Written problem:
In the material below, the lines containing the word "page" are required; copy each of them.
■ ■ ■ ■
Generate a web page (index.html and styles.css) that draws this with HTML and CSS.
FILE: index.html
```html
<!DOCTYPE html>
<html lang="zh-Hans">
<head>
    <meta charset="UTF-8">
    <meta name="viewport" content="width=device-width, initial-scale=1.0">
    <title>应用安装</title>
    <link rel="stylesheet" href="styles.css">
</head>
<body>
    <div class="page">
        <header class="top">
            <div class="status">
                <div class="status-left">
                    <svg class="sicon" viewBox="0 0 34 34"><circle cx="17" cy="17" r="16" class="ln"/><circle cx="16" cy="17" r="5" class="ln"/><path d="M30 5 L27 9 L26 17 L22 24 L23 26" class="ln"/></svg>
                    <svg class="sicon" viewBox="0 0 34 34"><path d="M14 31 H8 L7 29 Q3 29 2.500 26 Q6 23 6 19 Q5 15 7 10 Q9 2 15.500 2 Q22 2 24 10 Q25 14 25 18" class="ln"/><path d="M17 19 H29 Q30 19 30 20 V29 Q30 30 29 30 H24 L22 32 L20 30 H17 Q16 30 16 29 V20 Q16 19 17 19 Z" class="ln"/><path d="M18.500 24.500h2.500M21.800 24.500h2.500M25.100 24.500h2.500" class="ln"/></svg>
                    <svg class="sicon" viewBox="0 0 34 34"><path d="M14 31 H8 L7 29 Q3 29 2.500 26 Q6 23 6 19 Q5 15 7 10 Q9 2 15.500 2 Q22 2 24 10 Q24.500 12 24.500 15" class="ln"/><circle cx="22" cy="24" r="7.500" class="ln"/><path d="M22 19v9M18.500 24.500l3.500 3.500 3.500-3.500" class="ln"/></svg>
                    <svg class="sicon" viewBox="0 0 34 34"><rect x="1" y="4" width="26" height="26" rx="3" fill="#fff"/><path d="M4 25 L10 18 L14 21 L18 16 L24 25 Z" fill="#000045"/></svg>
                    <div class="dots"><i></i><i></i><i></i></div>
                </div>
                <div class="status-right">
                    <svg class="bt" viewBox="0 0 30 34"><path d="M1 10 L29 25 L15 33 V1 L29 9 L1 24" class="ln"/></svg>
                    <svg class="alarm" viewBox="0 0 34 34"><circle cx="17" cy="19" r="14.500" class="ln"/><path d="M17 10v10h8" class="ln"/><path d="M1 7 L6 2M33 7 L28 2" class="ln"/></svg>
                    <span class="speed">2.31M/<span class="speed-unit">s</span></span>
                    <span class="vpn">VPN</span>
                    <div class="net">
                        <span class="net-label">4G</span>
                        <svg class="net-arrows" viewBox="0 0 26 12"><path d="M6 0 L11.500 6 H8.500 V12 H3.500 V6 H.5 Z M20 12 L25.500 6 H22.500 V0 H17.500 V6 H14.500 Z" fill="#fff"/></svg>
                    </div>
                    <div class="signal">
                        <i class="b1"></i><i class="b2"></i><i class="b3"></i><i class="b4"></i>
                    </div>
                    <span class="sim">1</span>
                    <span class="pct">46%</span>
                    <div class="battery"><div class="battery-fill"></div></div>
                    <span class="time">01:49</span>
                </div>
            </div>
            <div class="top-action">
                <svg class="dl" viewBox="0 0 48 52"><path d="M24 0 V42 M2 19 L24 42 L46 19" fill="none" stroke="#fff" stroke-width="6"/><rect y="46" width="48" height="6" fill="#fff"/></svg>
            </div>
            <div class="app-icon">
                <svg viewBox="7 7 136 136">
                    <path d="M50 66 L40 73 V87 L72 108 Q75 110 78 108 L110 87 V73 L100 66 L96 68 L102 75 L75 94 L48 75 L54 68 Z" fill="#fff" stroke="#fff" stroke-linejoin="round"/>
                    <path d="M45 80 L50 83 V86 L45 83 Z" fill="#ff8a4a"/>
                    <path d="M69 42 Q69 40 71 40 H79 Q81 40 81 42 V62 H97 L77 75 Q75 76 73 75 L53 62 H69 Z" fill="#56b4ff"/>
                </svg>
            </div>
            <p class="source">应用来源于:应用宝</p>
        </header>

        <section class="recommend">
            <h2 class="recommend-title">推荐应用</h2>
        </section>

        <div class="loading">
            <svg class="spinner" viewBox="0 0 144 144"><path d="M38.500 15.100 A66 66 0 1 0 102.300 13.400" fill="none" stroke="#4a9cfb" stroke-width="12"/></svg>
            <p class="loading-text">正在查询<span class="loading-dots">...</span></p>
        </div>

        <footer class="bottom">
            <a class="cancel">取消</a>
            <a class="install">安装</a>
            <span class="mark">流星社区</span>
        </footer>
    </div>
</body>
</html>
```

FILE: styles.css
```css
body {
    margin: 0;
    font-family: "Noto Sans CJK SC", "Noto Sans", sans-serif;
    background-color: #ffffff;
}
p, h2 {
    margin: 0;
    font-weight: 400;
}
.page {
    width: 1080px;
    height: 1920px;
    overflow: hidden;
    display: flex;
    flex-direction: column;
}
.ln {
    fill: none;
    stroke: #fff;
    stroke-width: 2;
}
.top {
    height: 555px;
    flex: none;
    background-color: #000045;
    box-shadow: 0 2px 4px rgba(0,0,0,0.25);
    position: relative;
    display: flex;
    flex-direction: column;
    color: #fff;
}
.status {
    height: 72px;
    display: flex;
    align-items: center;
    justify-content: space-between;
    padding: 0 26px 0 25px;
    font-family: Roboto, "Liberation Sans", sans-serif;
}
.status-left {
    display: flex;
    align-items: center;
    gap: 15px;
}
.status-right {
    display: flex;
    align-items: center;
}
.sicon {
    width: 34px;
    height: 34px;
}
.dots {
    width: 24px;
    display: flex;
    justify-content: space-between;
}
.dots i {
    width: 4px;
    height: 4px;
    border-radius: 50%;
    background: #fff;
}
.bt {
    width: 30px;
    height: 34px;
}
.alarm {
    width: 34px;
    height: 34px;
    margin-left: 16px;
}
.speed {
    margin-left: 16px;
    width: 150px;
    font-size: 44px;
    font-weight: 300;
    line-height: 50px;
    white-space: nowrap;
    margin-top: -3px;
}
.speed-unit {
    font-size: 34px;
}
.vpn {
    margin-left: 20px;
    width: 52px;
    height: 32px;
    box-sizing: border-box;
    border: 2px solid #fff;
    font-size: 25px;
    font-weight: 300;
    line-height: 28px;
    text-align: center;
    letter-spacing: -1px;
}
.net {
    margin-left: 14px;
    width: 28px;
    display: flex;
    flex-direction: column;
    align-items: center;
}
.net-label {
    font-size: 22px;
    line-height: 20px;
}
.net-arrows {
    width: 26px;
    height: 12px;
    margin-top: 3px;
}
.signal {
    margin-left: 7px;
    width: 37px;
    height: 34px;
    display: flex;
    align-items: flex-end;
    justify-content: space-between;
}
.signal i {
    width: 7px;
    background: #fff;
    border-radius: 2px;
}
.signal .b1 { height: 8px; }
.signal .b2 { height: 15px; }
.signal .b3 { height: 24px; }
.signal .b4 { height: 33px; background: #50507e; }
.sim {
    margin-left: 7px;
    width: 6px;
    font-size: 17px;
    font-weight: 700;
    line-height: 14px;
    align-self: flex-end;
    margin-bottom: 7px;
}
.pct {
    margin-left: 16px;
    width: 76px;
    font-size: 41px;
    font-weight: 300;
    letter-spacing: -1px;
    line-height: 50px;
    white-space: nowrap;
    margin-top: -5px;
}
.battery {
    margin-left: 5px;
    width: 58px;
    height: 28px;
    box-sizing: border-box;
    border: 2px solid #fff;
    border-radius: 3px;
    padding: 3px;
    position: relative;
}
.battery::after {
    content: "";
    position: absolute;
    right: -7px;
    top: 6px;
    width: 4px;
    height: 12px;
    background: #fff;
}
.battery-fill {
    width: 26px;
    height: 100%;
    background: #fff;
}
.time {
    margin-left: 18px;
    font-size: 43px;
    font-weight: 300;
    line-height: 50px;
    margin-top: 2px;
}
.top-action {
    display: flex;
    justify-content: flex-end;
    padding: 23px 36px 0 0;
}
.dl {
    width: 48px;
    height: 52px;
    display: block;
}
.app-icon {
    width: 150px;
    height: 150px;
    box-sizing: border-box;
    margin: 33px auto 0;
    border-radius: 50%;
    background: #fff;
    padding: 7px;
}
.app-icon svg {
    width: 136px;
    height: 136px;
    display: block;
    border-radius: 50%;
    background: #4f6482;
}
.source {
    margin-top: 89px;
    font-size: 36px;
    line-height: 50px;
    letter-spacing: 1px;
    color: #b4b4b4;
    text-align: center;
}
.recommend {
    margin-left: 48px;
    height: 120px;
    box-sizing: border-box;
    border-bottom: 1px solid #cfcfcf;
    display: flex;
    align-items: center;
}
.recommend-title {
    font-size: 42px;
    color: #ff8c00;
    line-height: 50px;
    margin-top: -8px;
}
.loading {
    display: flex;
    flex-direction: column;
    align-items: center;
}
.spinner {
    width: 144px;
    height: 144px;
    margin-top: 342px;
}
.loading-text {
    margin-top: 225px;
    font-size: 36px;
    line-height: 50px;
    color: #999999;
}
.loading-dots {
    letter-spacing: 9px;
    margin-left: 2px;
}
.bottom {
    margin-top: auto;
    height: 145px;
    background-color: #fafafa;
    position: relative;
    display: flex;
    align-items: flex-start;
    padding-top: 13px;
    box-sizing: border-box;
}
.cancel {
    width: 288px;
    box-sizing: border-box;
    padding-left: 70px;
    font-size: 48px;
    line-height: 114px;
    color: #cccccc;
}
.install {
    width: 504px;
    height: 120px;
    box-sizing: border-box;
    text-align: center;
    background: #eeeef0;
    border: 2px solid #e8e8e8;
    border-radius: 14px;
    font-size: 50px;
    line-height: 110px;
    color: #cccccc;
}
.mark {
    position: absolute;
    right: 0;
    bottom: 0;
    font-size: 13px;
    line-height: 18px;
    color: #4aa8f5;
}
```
■ ■ ■ ■
Written solution:
Generate a web page (index.html and styles.css) that draws this with HTML and CSS.
    <div class="page">
.page {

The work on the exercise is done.